The National Institute on Drug Abuse awarded Linda Perrotti, professor of psychology, a three-year grant worth nearly $454,000 to support her research into the differences in somatic, emotional and motivational responses between males and females after discontinuing the use of morphine. The study will address a systemic deficiency of data related to female experiences of drug use, addiction and recovery.
“In biomedical science, women and female cell lines have been left out,” Perrotti said. “In drug use and addiction research, all of the withdrawal scales, scoring and models have been based on data obtained from male research subjects.”

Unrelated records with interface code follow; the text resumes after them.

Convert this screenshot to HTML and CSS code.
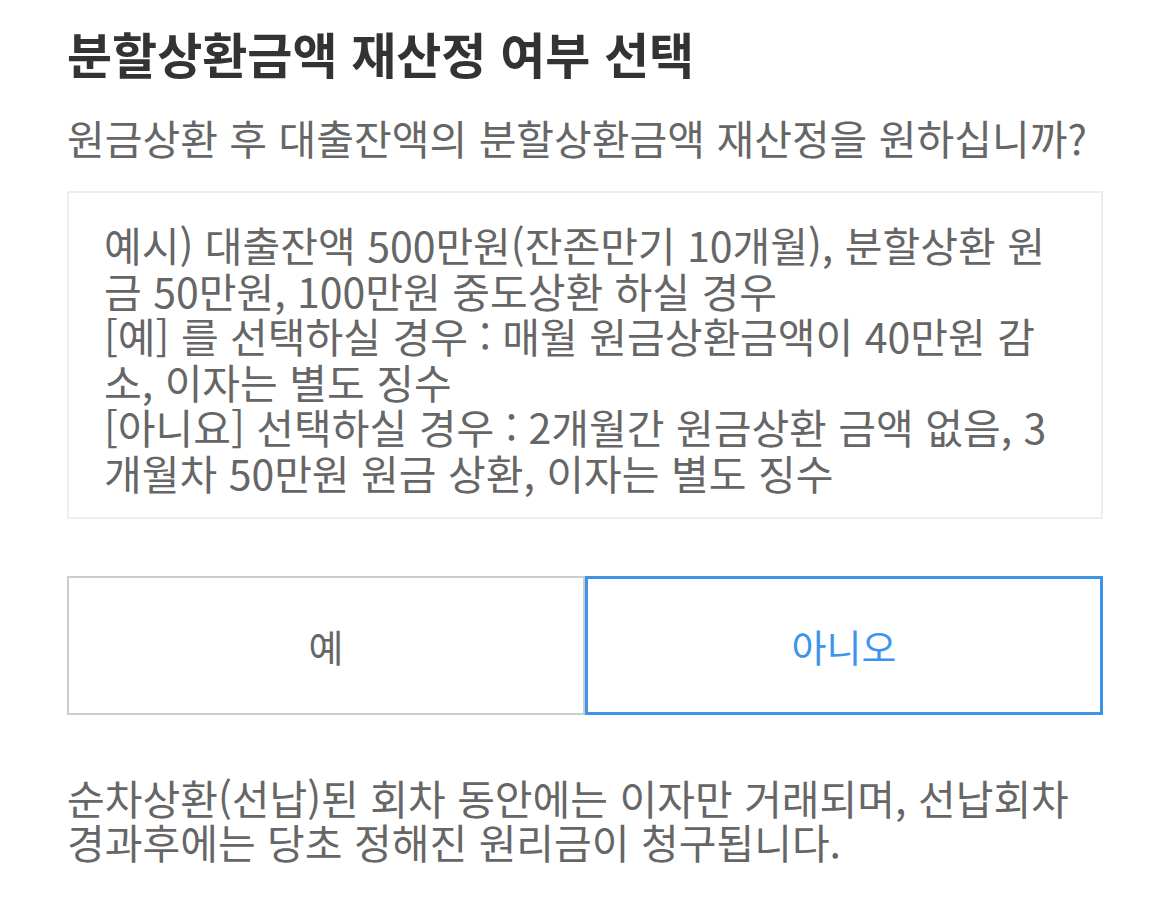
FILE: index.html
```html
<!DOCTYPE html>
<html lang="ko">
<head>
	<meta charset="utf-8">
	<title>분할상환금액 재산정</title>
	<meta name="viewport" content="width=device-width, initial-scale=1">
	<link rel="stylesheet" href="styles.css">
</head>
<body>
	<div class="sheet">
		<h1 class="title">분할상환금액 재산정 여부 선택</h1>
		<p class="question">원금상환 후 대출잔액의 분할상환금액 재산정을 원하십니까?</p>

		<div class="example">
			예시) 대출잔액 500만원(잔존만기 10개월), 분할상환 원금 50만원, 100만원 중도상환 하실 경우<br>
			[예] 를 선택하실 경우 : 매월 원금상환금액이 40만원 감소, 이자는 별도 징수<br>
			[아니요] 선택하실 경우 : 2개월간 원금상환 금액 없음, 3개월차 50만원 원금 상환, 이자는 별도 징수
		</div>

		<div class="choices">
			<button class="choice" type="button">예</button>
			<button class="choice on" type="button">아니오</button>
		</div>

		<p class="note">순차상환(선납)된 회차 동안에는 이자만 거래되며, 선납회차 경과후에는 당초 정해진 원리금이 청구됩니다.</p>
	</div>
</body>
</html>
```

FILE: styles.css
```css
html,
body {
	margin: 0;
	padding: 0;
	background: #fff;
}

:root {
	--font: "Noto Sans CJK KR", "Noto Sans", sans-serif;
	--text: #666;
	--blue: #3d94ea;
}

body {
	font-family: var(--font);
	color: var(--text);
}

.sheet {
	padding: 24px 67px 0;
}

.title {
	margin: 0;
	font-size: 49px;
	line-height: 57px;
	font-weight: 700;
	color: #333;
}

.question {
	margin: 32px 0 0;
	font-size: 41px;
	line-height: 48px;
}

.example {
	margin-top: 30px;
	border: 2px solid #eee;
	padding: 29px 35px 22px;
	font-size: 41px;
	line-height: 45.5px;
}

.choices {
	display: grid;
	grid-template-columns: 1fr 1fr;
	margin-top: 57px;
}

.choice {
	height: 139px;
	background: #fff;
	border: 2px solid #ccc;
	font: 38px var(--font);
	color: var(--text);
	padding: 0;
}

.choice.on {
	border: 3px solid var(--blue);
	color: var(--blue);
}

.note {
	margin: 60px 0 0;
	font-size: 41px;
	line-height: 44px;
}
```
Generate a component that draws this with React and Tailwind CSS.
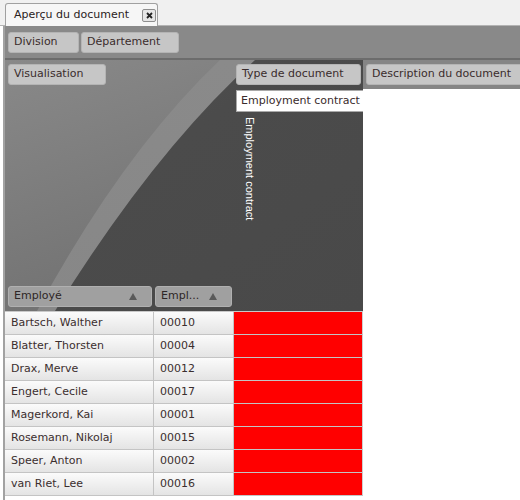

Perrotti’s study will measure somatic responses like tremors and nausea, emotional responses—including stress, anxiety and depression—and motivational responses, such as how an individual reacts when exposed to an environment that triggers a desire for drug use.
Her team will examine sex differences in severity and timeline of withdrawal, in addition to collecting data on how the female ovarian hormones estrogen and progesterone may mediate the harshness of withdrawal symptoms.
Perrotti stressed the importance of tracking females’ withdrawal responses across the reproductive cycle. If providers are informed about the interaction between phases of the menstrual cycle and withdrawal symptoms, they could better treat recovery and prevent relapse, she said.
“It could be helpful to assess these factors when a woman walks into the clinic and is in the early phases of withdrawal,” Perrotti said. “Her somatic symptoms could be mild, but her motivational symptoms may be severe. For example, the provider may need to keep her from environmental triggers that could queue her to start using drugs again.”
Historically, drug use and addiction data has been obtained from men, then applied to women. That approach misses the big picture, Perrotti said.
“When looking at withdrawal, some scientists may argue that females don’t suffer as much,” she said. “A comparative statement like that just doesn’t work. If an individual is in pain, then they are in pain.”